Side note - .d.o is .debian.org
As shown on https://mirror-master.debian.org/status/mirror-hierarchy.html, three Debian Tier 1 mirror sites are:
- syncproxy2.eu.debian.org ie smit.d.o hosted by University of Twente, Netherlands with 2x10Gbps connectivity.
- syncproxy4.eu.debian.org ie schmelzer.d.o hosted by Conova in Austria with 2x10Gbps connectivity.
- syncproxy2.wna.debian.org - d.o Developer Machines entry mentions it being hosted at UBC here, but IP seems to be pointing to OSUOSL IP range as of now. IIRC few months ago, syncproxy2.wna was made to point to other host due to some issue (?). mirror-osuosl.debian.org seems to be serving as syncproxy2.wna now. Bandwidth isn’t explicitly mentioned but from my experience seeing bandwidths which other free software projects hosted at OSUOSL have, it would be atleast 10Gbps and maybe more for Debian.

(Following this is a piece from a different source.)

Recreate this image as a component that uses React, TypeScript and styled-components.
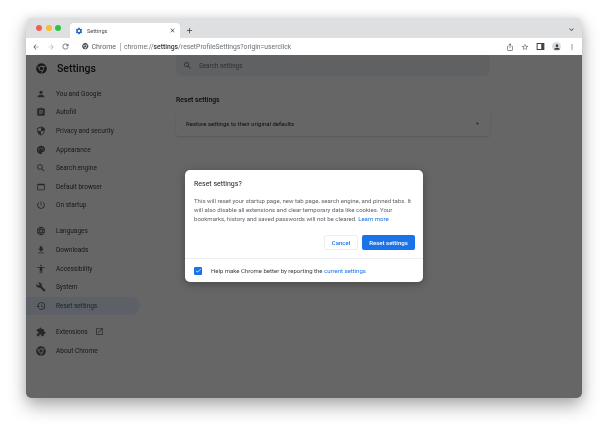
import React from 'react'
import styled, { createGlobalStyle } from 'styled-components'
import { FaChrome } from 'react-icons/fa'
import {
  MdAccessibility,
  MdAdd,
  MdArrowBack,
  MdArrowForward,
  MdAssignment,
  MdBuild,
  MdCheck,
  MdClose,
  MdExpandMore,
  MdExtension,
  MdFileDownload,
  MdIosShare,
  MdLanguage,
  MdMoreVert,
  MdOpenInNew,
  MdPalette,
  MdPerson,
  MdPlayArrow,
  MdPowerSettingsNew,
  MdRefresh,
  MdRestore,
  MdSearch,
  MdSecurity,
  MdSettings,
  MdStarBorder,
  MdWebAsset,
} from 'react-icons/md'

const GlobalStyle = createGlobalStyle`
  html, body {
    margin: 0;
    padding: 0;
    background: #fff;
  }

  body {
    width: 608px;
    height: 432px;
    overflow: hidden;
    font-family: "Roboto", "Liberation Sans", sans-serif;
  }
`

const Stage = styled.div`
  width: 608px;
  height: 432px;
  padding: 18px 26px 34px;
  box-sizing: border-box;
`

const Frame = styled.div`
  border-radius: 5px;
  height: 100%;
  box-shadow: 0 8px 18px rgba(0, 0, 0, .32), 0 0 10px rgba(0, 0, 0, .1);
`

const Window = styled.div`
  position: relative;
  height: 100%;
  display: flex;
  flex-direction: column;
  border-radius: 5px;
  overflow: hidden;
  filter: blur(.35px);
`

const TabStrip = styled.div`
  height: 20px;
  flex-shrink: 0;
  display: flex;
  align-items: flex-end;
  background: #dedfe1;
  padding-left: 10px;
  padding-right: 6px;
`

const Lights = styled.div`
  display: flex;
  gap: 3.5px;
  align-self: center;
  margin-right: 9px;
`

const Light = styled.span<{ $color: string }>`
  width: 6px;
  height: 6px;
  border-radius: 50%;
  background: ${p => p.$color};
`

const Tab = styled.div`
  width: 110px;
  height: 15px;
  display: flex;
  align-items: center;
  gap: 4px;
  padding: 0 4px 0 5px;
  box-sizing: border-box;
  background: #fff;
  border-radius: 4px 4px 0 0;
  font-size: 5.6px;
  color: #4a4c50;
`

const TabTitle = styled.span`
  flex: 1;
`

const NewTab = styled.div`
  display: flex;
  align-items: center;
  height: 15px;
  margin-left: 5px;
  color: #3c4043;
`

const ExpandTabs = styled.div`
  margin-left: auto;
  margin-top: 3px;
  align-self: center;
  display: flex;
  color: #3c4043;
`

const Toolbar = styled.div`
  height: 17px;
  flex-shrink: 0;
  display: flex;
  align-items: center;
  background: #fff;
  padding: 0 6px;
  color: #5f6368;
`

const NavButtons = styled.div`
  display: flex;
  gap: 6.5px;
  align-items: center;
`

const Omnibox = styled.div`
  display: flex;
  align-items: center;
  margin-left: 12px;
  font-size: 7px;
  flex: 1;
  white-space: nowrap;
`

const SiteName = styled.span`
  margin-left: 3px;
  color: #5f6368;
`

const Divider = styled.span`
  width: 1px;
  height: 8px;
  background: #b8babd;
  margin: 0 3.5px;
`

const Url = styled.span`
  font-size: 6.8px;
  color: #6b6f73;

  b {
    color: #35373a;
    font-weight: 500;
  }
`

const ToolIcons = styled.div`
  display: flex;
  align-items: center;
  gap: 7px;
  color: #5f6368;
`

const Avatar = styled.span`
  width: 9px;
  height: 9px;
  display: flex;
  align-items: center;
  justify-content: center;
  border-radius: 50%;
  background: #dadce0;
  color: #3c4043;
`

const Page = styled.div`
  flex: 1;
  display: flex;
  min-height: 0;
  background: #fff;
  color: #202124;
`

const Sidebar = styled.nav`
  width: 114px;
  flex-shrink: 0;
`

const Brand = styled.div`
  height: 27px;
  display: flex;
  align-items: center;
  padding-left: 10px;
  gap: 10px;
  font-size: 10.5px;
  font-weight: 500;
  color: #202124;
`

const NavGroup = styled.div<{ $first?: boolean }>`
  padding-top: ${p => (p.$first ? '2.5px' : '7.5px')};
`

const NavRow = styled.div<{ $active?: boolean }>`
  height: 18.6px;
  display: flex;
  align-items: center;
  padding-left: 10px;
  gap: 10px;
  font-size: 6.5px;
  color: ${p => (p.$active ? '#4b5a74' : '#3c4043')};
  background: ${p => (p.$active ? '#e8f0fe' : 'transparent')};
  border-radius: 0 10px 10px 0;
`

const NavIcon = styled.span`
  width: 10px;
  height: 10px;
  display: flex;
  color: #5f6368;
`

const ExternalIcon = styled.span`
  display: flex;
  margin-left: -3px;
  color: #5f6368;
`

const Main = styled.main`
  width: 314px;
  margin-left: 36px;
`

const SearchBar = styled.div`
  height: 21px;
  display: flex;
  align-items: center;
  gap: 7px;
  padding-left: 7px;
  background: #f1f3f4;
  border-radius: 0 0 6px 6px;
  font-size: 6.3px;
  color: #70757a;
`

const SectionTitle = styled.h2`
  margin: 19px 0 6px;
  font-size: 6.8px;
  line-height: 10px;
  font-weight: 500;
  color: #202124;
`

const Card = styled.div`
  height: 25px;
  display: flex;
  align-items: center;
  justify-content: space-between;
  padding: 0 10px;
  border-radius: 3px;
  background: #fff;
  box-shadow: 0 1px 2px rgba(60, 64, 67, .18);
  font-size: 6px;
  color: #202124;
`

const CardArrow = styled.span`
  display: flex;
  color: #5f6368;
`

const Scrim = styled.div`
  position: absolute;
  left: 0;
  right: 0;
  top: 37px;
  bottom: 0;
  display: flex;
  justify-content: center;
  padding-top: 115px;
  background: rgba(0, 0, 0, .6);
`

const Dialog = styled.div`
  width: 238px;
  height: 112px;
  display: flex;
  flex-direction: column;
  background: #fff;
  border-radius: 5px;
  box-shadow: 0 2px 8px rgba(0, 0, 0, .3);
  color: #202124;
`

const DialogBody = styled.div`
  flex: 1;
  padding: 9px 8px 0 9px;
`

const DialogTitle = styled.div`
  font-size: 7px;
  line-height: 10px;
  color: #202124;
`

const DialogText = styled.p`
  margin: 6.5px 0 0;
  font-size: 6.05px;
  line-height: 9.4px;
  color: #5f6368;
  white-space: nowrap;
`

const InlineLink = styled.span`
  color: #1a73e8;
`

const Actions = styled.div`
  display: flex;
  justify-content: flex-end;
  gap: 4px;
  margin-top: 11px;
`

const Button = styled.button<{ $primary?: boolean }>`
  height: 15px;
  padding: 0;
  width: ${p => (p.$primary ? '53px' : '34px')};
  border: ${p => (p.$primary ? 'none' : '1px solid #eceef0')};
  border-radius: 2px;
  background: ${p => (p.$primary ? '#1a73e8' : '#fff')};
  color: ${p => (p.$primary ? '#fff' : '#1a73e8')};
  font-family: inherit;
  font-size: 6px;
  font-weight: 500;
`

const DialogFooter = styled.div`
  height: 23px;
  flex-shrink: 0;
  display: flex;
  align-items: center;
  padding: 0 9px;
  border-top: 1px solid #eceef0;
  font-size: 6px;
  color: #3c4043;
`

const Checkbox = styled.span`
  width: 8px;
  height: 8px;
  display: flex;
  align-items: center;
  justify-content: center;
  margin-right: 9px;
  background: #1a73e8;
  border-radius: 1px;
  color: #fff;
`

const navGroups = [
  [
    { label: 'You and Google', icon: MdPerson },
    { label: 'Autofill', icon: MdAssignment },
    { label: 'Privacy and security', icon: MdSecurity },
    { label: 'Appearance', icon: MdPalette },
    { label: 'Search engine', icon: MdSearch },
    { label: 'Default browser', icon: MdWebAsset },
    { label: 'On startup', icon: MdPowerSettingsNew },
  ],
  [
    { label: 'Languages', icon: MdLanguage },
    { label: 'Downloads', icon: MdFileDownload },
    { label: 'Accessibility', icon: MdAccessibility },
    { label: 'System', icon: MdBuild },
    { label: 'Reset settings', icon: MdRestore, active: true },
  ],
  [
    { label: 'Extensions', icon: MdExtension, external: true },
    { label: 'About Chrome', icon: FaChrome },
  ],
]

const SidePanelIcon = () => (
  <svg width="9" height="9" viewBox="0 0 12 12">
    <rect x="1.5" y="2" width="9" height="8" fill="none" stroke="#3c4043" strokeWidth="1.3" />
    <rect x="7" y="2" width="3.5" height="8" fill="#3c4043" />
  </svg>
)

const App = () => {
  return (
    <Stage>
      <GlobalStyle />
      <Frame>
        <Window>
          <TabStrip>
            <Lights>
              <Light $color="#ee5f57" />
              <Light $color="#f6bd2e" />
              <Light $color="#29c740" />
            </Lights>
            <Tab>
              <MdSettings size={8} color="#1a5fc8" />
              <TabTitle>Settings</TabTitle>
              <MdClose size={7} color="#3c4043" />
            </Tab>
            <NewTab>
              <MdAdd size={9} />
            </NewTab>
            <ExpandTabs>
              <MdExpandMore size={9} />
            </ExpandTabs>
          </TabStrip>
          <Toolbar>
            <NavButtons>
              <MdArrowBack size={8} />
              <MdArrowForward size={8} color="#b4b6b9" />
              <MdRefresh size={9} />
            </NavButtons>
            <Omnibox>
              <FaChrome size={6.5} color="#4b4e52" />
              <SiteName>Chrome</SiteName>
              <Divider />
              <Url>
                chrome://<b>settings</b>/resetProfileSettings?origin=userclick
              </Url>
            </Omnibox>
            <ToolIcons>
              <MdIosShare size={8} />
              <MdStarBorder size={8} />
              <SidePanelIcon />
              <Avatar>
                <MdPerson size={8} />
              </Avatar>
              <MdMoreVert size={8} />
            </ToolIcons>
          </Toolbar>
          <Page>
            <Sidebar>
              <Brand>
                <FaChrome size={11} color="#3c4043" />
                Settings
              </Brand>
              {navGroups.map((group, index) => (
                <NavGroup key={index} $first={index === 0}>
                  {group.map(item => {
                    const Icon = item.icon
                    return (
                      <NavRow key={item.label} $active={item.active}>
                        <NavIcon>
                          <Icon size={10} />
                        </NavIcon>
                        {item.label}
                        {item.external && (
                          <ExternalIcon>
                            <MdOpenInNew size={9} />
                          </ExternalIcon>
                        )}
                      </NavRow>
                    )
                  })}
                </NavGroup>
              ))}
            </Sidebar>
            <Main>
              <SearchBar>
                <MdSearch size={9} color="#5f6368" />
                Search settings
              </SearchBar>
              <SectionTitle>Reset settings</SectionTitle>
              <Card>
                Restore settings to their original defaults
                <CardArrow>
                  <MdPlayArrow size={5} />
                </CardArrow>
              </Card>
            </Main>
          </Page>
          <Scrim>
            <Dialog>
              <DialogBody>
                <DialogTitle>Reset settings?</DialogTitle>
                <DialogText>
                  This will reset your startup page, new tab page, search engine, and pinned tabs. It
                  <br />
                  will also disable all extensions and clear temporary data like cookies. Your
                  <br />
                  bookmarks, history and saved passwords will not be cleared. <InlineLink>Learn more</InlineLink>
                </DialogText>
                <Actions>
                  <Button>Cancel</Button>
                  <Button $primary>Reset settings</Button>
                </Actions>
              </DialogBody>
              <DialogFooter>
                <Checkbox>
                  <MdCheck size={7} />
                </Checkbox>
                Help make Chrome better by reporting the&nbsp;<InlineLink>current settings</InlineLink>
              </DialogFooter>
            </Dialog>
          </Scrim>
        </Window>
      </Frame>
    </Stage>
  )
}

export default App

syncproxy2.eu.d.o (NL) ---> to the world
/
ftp-master.d.o (US) -- syncproxy4.eu.d.o (AT) --> to the world
\
syncproxy2.wna.d.o (US) --> to the world
These form the Debian tier 1 mirror network, as all the mirrors sync from them. So Debian has atleast 50Gbps+ capacity at Tier 1. A normal Debian user might never directly interact with any of these 3 machines, but everything Debian packages they run/download/install flows through these machines. Though, I’m unsure what wna stands for. If you know, do let me know. NA probably is North America and W is west (coast)?

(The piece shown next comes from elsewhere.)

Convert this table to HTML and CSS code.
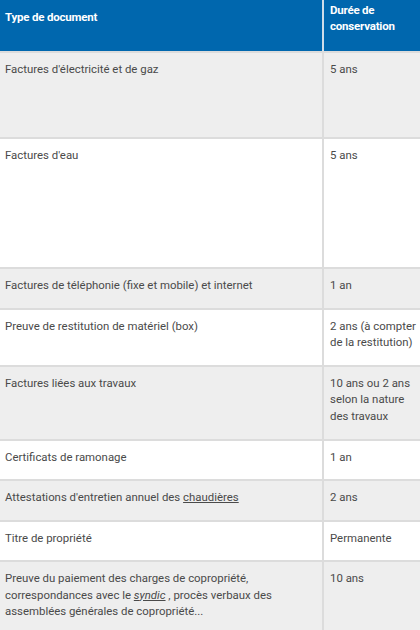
FILE: index.html
```html
<!DOCTYPE html>
<html lang="fr">
<head>
<meta charset="utf-8">
<link rel="stylesheet" href="styles.css">
</head>
<body>
<table class="docs">
  <thead>
    <tr>
      <th class="col-type">Type de document</th>
      <th class="col-dur">Durée de conservation</th>
    </tr>
  </thead>
  <tbody>
    <tr class="alt tall-1">
      <td>Factures d'électricité et de gaz</td>
      <td>5 ans</td>
    </tr>
    <tr class="tall-2">
      <td>Factures d'eau</td>
      <td>5 ans</td>
    </tr>
    <tr class="alt">
      <td>Factures de téléphonie (fixe et mobile) et internet</td>
      <td>1 an</td>
    </tr>
    <tr>
      <td>Preuve de restitution de matériel (box)</td>
      <td>2 ans (à compter de la restitution)</td>
    </tr>
    <tr class="alt tall-3">
      <td>Factures liées aux travaux</td>
      <td>10 ans ou 2 ans selon la nature des travaux</td>
    </tr>
    <tr>
      <td>Certificats de ramonage</td>
      <td>1 an</td>
    </tr>
    <tr class="alt">
      <td>Attestations d'entretien annuel des <a class="link" href="#">chaudières</a></td>
      <td>2 ans</td>
    </tr>
    <tr>
      <td>Titre de propriété</td>
      <td>Permanente</td>
    </tr>
    <tr class="alt">
      <td>Preuve du paiement des charges de copropriété, correspondances avec le <a class="link em" href="#">syndic</a>&nbsp;, procès verbaux des assemblées générales de copropriété...</td>
      <td>10 ans</td>
    </tr>
  </tbody>
</table>
</body>
</html>
```

FILE: styles.css
```css
html, body {
  margin: 0;
  padding: 0;
  background: #ffffff;
  overflow: hidden;
}

.docs {
  width: 420px;
  border-collapse: separate;
  border-spacing: 0;
  font-family: Roboto, "Liberation Sans", Arial, sans-serif;
  font-size: 11.4px;
  line-height: 16.5px;
  color: #4a4a4a;
  table-layout: fixed;
}

.docs th {
  background: #0067ae;
  color: #ffffff;
  font-weight: bold;
  font-size: 11.5px;
  letter-spacing: -0.2px;
  text-align: left;
  vertical-align: top;
  height: 51px;
  box-sizing: border-box;
  line-height: 16px;
}

.docs .col-type {
  width: 324px;
  padding: 9px 6px 0 5px;
  border-right: 2px solid #cfdde9;
}

.docs .col-dur {
  padding: 2px 4px 0 6px;
}

.docs td {
  vertical-align: top;
  border-top: 2px solid #dcdcdc;
  padding: 8px 4px 14px 5px;
}

.docs td:first-child {
  border-right: 2px solid #dcdcdc;
}

.docs td:last-child {
  padding-left: 6px;
}

.docs .alt td {
  background: #eeeeee;
}

.docs .tall-1 td {
  height: 62px;
}

.docs .tall-2 td {
  height: 106px;
}

.docs .tall-3 td {
  height: 50px;
}

.link {
  color: #4a4a4a;
  text-decoration: underline;
}

.link.em {
  font-style: italic;
}
```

After Tier 1, there are a few more syncproxies (detailed below). There are atleast 45 of them at Tier 2. Most country mirrors i.e. ftp.
Syncproxies at Tier 2:
- syncproxy3.wna.debian.org (CA) - gretchaninov.d.o which is marked as syncproxy2 on db.d.o (information dated). It’s hosted in University of British Columbia, Canada, where a lot of Debian infrastructure including Salsa is hosted.

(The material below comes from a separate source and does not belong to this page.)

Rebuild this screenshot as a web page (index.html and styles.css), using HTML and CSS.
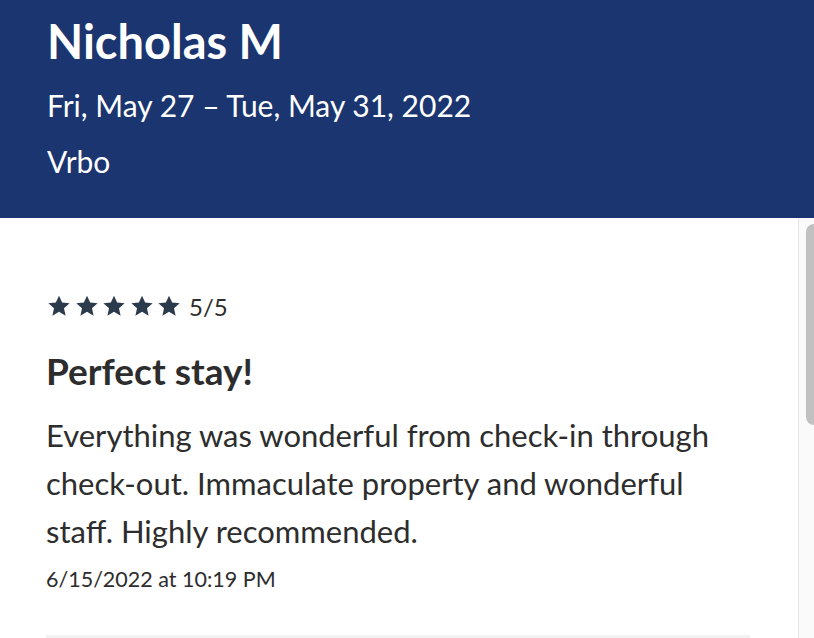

- syncproxy.eu.debian.org (HR) - Croatian Academic and Research Network managed machine. CNAME/redirects to debian.carnet.hr. Seems to be directly managed by hosting organization.
- syncproxy.au.debian.org (AU) - mirror-anu.d.o hosted by Australian National University with 100Mbps connectivity. Closest sync proxy for all Australian mirrors.
- syncproxy4.wna.debian.org (US, according to GeoIP) - syncproxy-aws-wna-01.d.o hosted in AWS. IPv6 only (CNAME to syncproxy-aws-wna-01.debian.org. which only has an AAAA record, no A record). A m6g.2xlarge instance which has speeds upto 10Gbps.
Coming back to https://mirror-master.debian.org/status/mirror-hierarchy.html, one can see chain extend till Tier 6 like in case of this mirror in AU which should add some latency for the updates from being pushed at ftp-master.d.o to them. Ideally, which shouldn’t be a problem as https://www.debian.org/mirror/ftpmirror#when mentions “The main archive gets updated four times a day”.
I get my updates from NITC mirror, so my updates flows from US > US > TW > IN > me.
CDNs have to internally manage cache purging too unlike normal mirrors which directly serve static file. Both deb.debian.org (sponsored by Fastly) and cdn-aws.deb.debian.org (sponsored by Amazon Cloudfront) sync from mirror.accumu.d.o in SE as of now. See deb.d.o trace file and cdn-aws.deb.d.o trace file.
CD image Hierarchy
Till now, I have only talked about Debian package mirrors. When you see /debian directory on various mirrors, they’re usually packages for apt install/apt update
. If you want to grab the latest (and greatest) Debian ISO, you go to Debian CD (as they’re still called) mirror site.
casulana.d.o is mentioned as CD builder site hosted iby Bytemark while, pettersson-ng.d.o is mentioned as CD publishing server at Academic Computer Club in Umeå, Sweden. Primary download site for Debian CD when you click download on debian.org homepage is https://cdimage.debian.org/debian-cd/ is hosted here. This essentially becomes Tier 0 mirror for Debian CD.
pettersson-ng.d.o / cdimage.d.o (SE) ---> to the world
ACC’s mirror setup uses a combination of multiple machines (called frontends and offloading servers) to load balance requests. Their document setup is a highly recommended read. Also, in that document, they mention , “All machines are reachable via both IPv4 and IPv6 and connected with 10 or 25 gigabit Ethernet, external bandwidth available is 200 gigabit/s.” All Debian CD mirrors are downstream to it.
For completeness sake, following mirror (or mirror systems) exists too for Debian:
- Debian Ports mirrors.
- Debian Archive mirrors to get old Debian versions.
- Debian Security has bunch official mirrors (as mentioned here) behind security.d.o. It resolves to Fastly IP ranges so could be Fastly or Debian operated mirrors. Taking a look at https://db.debian.org/machines.cgi tells seger.d.o in DE is security-master which I’m assuming is source for all following mentioned security mirrors:
- lobos.d.o in DE
- mirror-csail.d.o in US
- mirror-anu.d.o in AU
- santoro.d.o in BR
- schumann.d.o in DE
- setoguchi.d.o in JP
- villa.d.o in DE
- wieck.d.o in DE
Debian heavily rely on various organizations to distribute and update Debian. Compiling above information made me thankful to all these organizations. Many thanks to DSA and mirror team as well for managing these stuffs.